With skills at the top of the business agenda, employers are continuing to evolve their e-learning strategy and finding ways to achieve better results. Adam Kara of Learning Heroes identifies six key trends we can expect to see in the year ahead:
1. Shorter, sharper content – employers are starting to recognise that less is more in terms of learning material.Fun, engaging content that is straight to the point and delivered in conversational style is more effective – especially for the new generation of employees with shorter attention spans. Short, snappy content achieves the same results but with less time away from the shop floor.
2. Focus on results – companies are less worried about certificates and qualifications and more about the outcomes achieved. In some cases they are exploring alternatives to standard industry courses to find ways to improve efficiency and deliver better results.
3. Learning on the go – providing material that’s accessible via mobiles is particularly important in the age of remote working and allows employees to learn on demand. To use real-life examples from our clients, it means that a manager can swot up on negotiation skills while waiting to go into a meeting, or a plasterer can learn about health and safety on site while waiting for coats to dry.
4. Lower costs – The cost of e-learning is coming down. Companies can enjoy even better value for money with new and innovative pricing models being offered by suppliers. It is a trend that we will be continuing to pursue in 2017.
5. Peer produced content – getting key staff to share knowledge is a practice we are likely to see more of in 2017. After all, who better to show the sales team how to generate interest than the leading sales performer who knows the product inside out? However, while peer produced content will increase, it will work alongside structured learning rather than replace it.

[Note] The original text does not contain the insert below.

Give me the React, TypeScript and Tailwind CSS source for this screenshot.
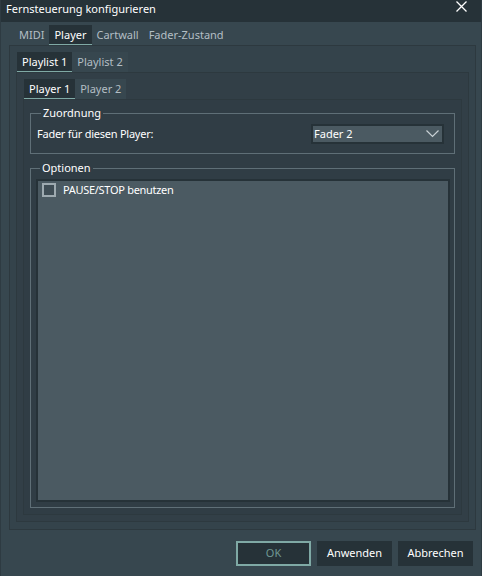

6. Subjects in demand – Companies will increasingly look to update skills rapidly in response to the changing business agenda. Popular subjects currently include information security, driven by the increasing threat of cyber crime and some high-profile breaches of data protection; unconscious bias, in line with the continued focus on diversity; and managing virtual teams. With continued disruption from new technologies and uncertainty over Brexit, dealing with stress is another key issue. Mindfulness is a skill we could all use in 2017.